Procedure in detail:
Mise en place. While there’s nothing difficult in this recipe, it’s worth going through the trouble of measuring out everything before starting. It’ll make the recipe seem even easier to make, plus there’ll be no last-minute scrambling for an ingredient. Instead, one task will flow into the next, and you’ll be able to concentrate on what you’re doing. For example, we measured the almonds right into the food processor bowl. Followed by the cocoa and salt into a 3-quart bowl. Then the chocolate and butter went into the top of a double boiler. And, finally, sugar and honey in the bowl of a stand mixer. The eggs stood alone.
Grind almonds. Grind the almonds in the food processor by pulsing or turning it on. We set our food processor into the sink; that way, if any crumbs fly out, we can simply swish them down the drain. For us, grinding the almonds took about a minute of processing.
Mix with cocoa. Add the ground almonds to the cocoa and salt. Break out a whisk and whisk until well-combined. Remember that cocoa is a bit lumpy, so give it a good whisking. After that, set aside the almond mixture.
Melt chocolate. Place the double boiler over simmering, not boiling, water. Using a rubber spatula — you’ll need one in a bit, anyway — stir together the chocolate and butter as they melt. Once melted, remove from heat and stir until smooth. Set aside to cool for a minute or two.
Mix eggs and sugar. Crack the eggs into the sugar and honey mixture. Starting on low, increase the mixer speed to high as the sugar and eggs combine. Once on high, beat until the mixture is light and creamy, about 7 to 10 minutes.

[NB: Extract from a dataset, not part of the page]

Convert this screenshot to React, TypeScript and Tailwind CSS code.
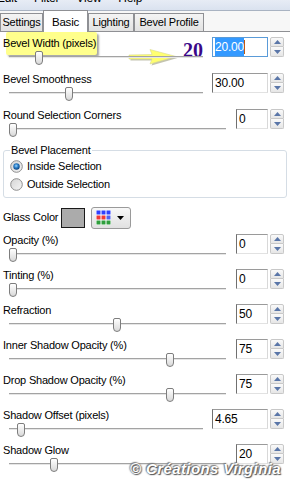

Mix chocolate and almonds. Pour the melted chocolate over the almond mixture and use your spatula to mix it together, making sure to scrape the bottom and sides of the bowl to ensure that everything is well mixed.
Fold in egg mixture. Pour about 1/4 of the egg mixture on top of the chocolate almond mixture. Using the spatula, fold the in egg mixture until it’s no longer visible. Pour the remaining egg mixture on top, and fold it in carefully, trying not to deflate the egg mixture. You can do it.
Chill. Cover the batter with plastic and chill in the refrigerator until firm, at least 2 hours. Use this time to clean up.
Shape and roll. Line baking sheets with parchment or silicone baking mats. Pour some granulated sugar into a small bowl. Using a teaspoon or small scoop, form 1/2-inch diameter balls from the now-firm batter and roll them in the sugar. Place on prepared baking sheets about an inch apart. If you’re going to be baking these today, don’t discard the bowl of sugar.
Freeze. Place the baking sheets, uncovered, in the freezer until the cookies are solid, at least one hour. At this time, you can place the cookies in plastic freezer bags to bake later, or you can bake them now.
Preheat oven to 350°F.
Roll in sugar. Pour sugar into a small bowl and roll each ball in additional sugar, then return to the baking sheet.
Bake. Slide into the oven and bake 13 to 16 minutes, or until the cookies spread, the sugar cracks, and they’re still slightly soft when you touch them in the center. The sugar should not brown.
Cool. Cool the cookies completely on the baking sheet.
Wow! Choc-o-late. And then some. These are super-duper chocolatey! Eating these cookies is like eating chocolate truffles, that’s how chocolatey they are. Only it’s even better than truffles. They get just a bit crisp on the outside, but the inside will melt in your mouth. We knew we could trust Gesine to provide the best chocolate cookie around. Or at least one that you’ll want to have again and again. Plus, they’re easy to make. And, you can keep the frozen balls of dough for several weeks in the freezer — just for emergencies, of course. Five, five, five!